丁寧に描かれた日々の日常の中で少しずつ価値観や優先順位が変化していく事は、恋愛感情における「今後もきっと価値観の一致が続いていく」という根拠無きトキメキに満ちた期待感と矛盾する為、変化した自分を(そして相手を)受け入れがたく、自分にとって都合が良いように価値観の共通項を書き換え、無意識のうちに相手が同じように変化していく事を求めてしまうのが恋愛の性。

「今まで一致していたもの」と「変化していった結果」のズレはブラックボックス化してしまう為、気付いたときには二人の共通認識であったはずのパートナシップの理想像が何なのかすらも見失ってしまう。

今作では、冒頭のありえないような奇跡と、どこにでも転がっているような日常とを比較する事で、痛々しい程に恋愛の性を突きつける。どれだけ夢のような相手と出会っても、奇跡のような、運命としか言いようの無いような相手と出会ったとしても、「その時」の事と「これから」の事は別なのだと。

あの時の「わたしたち」を感じさせるディティール

これでもかという程、作中に出てくる実在する固有名詞の連続と(主にサブカル関連)、

丁寧に描かれた日常生活における所作や表情、コミュニケーションのひとつひとつのディティールが、

どこか人ごととは思えないような”あの時の僕たちや私たち”の話だと思わせてくれる。

様々に散りばめられたシーンのあちこちで当時の自分たちを確認し、あの頃を暖かく振り返りながらとにかく一つ一つの場面について誰かと話したくなる。

まるで地続きの世界にあるような実在感のある作品。

恋愛関係における一つの結論

結論は冒頭のカフェのシーンにて、イヤホンを片耳ずつ訳あって音楽を聴くカップルに対して、言及する”とある一言”にて語られる

それは恋愛の性質的に不都合な真実でもあると同時に、”他者”である相手に対して示す誠実さの極地でもある。

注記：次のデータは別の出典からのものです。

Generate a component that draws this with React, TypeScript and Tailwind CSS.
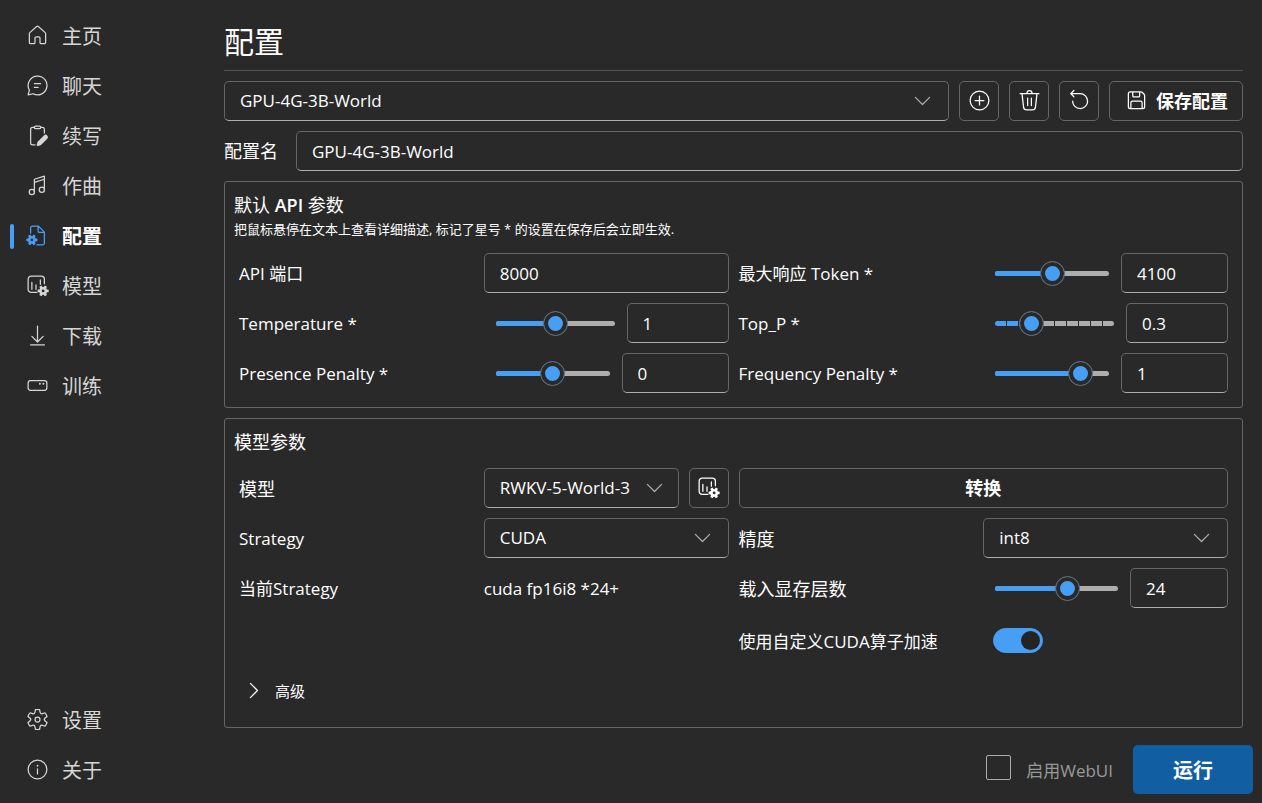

今作での結論めいたメッセージは、恋愛関係の理想を成就させる為の最適解といった類のものではなく、あくまでも目の前の現実への向き合い方についての回答。

今作で語られる結論を理解しながら恋愛をしていくのは、とても勇気のいる事で、時に受け入れがたいとは思う。

しかし、それでも人は恋をする。

絶対や永遠などは無い。そんな誰もが本当は気づいている当たり前の事実が潜在意識にあるからこそ、刹那的なロマンを感じるのかもしれない。

人生はその時、その瞬間の連続で出来ているように、恋愛もまたそうである

パートナーシップにおける不都合な真実を受け入れ、先行きの分からない”今この瞬間”の連続と、誠実に向き合いながら恋をしていく。

そんなたくましさを貰える作品。大傑作でした。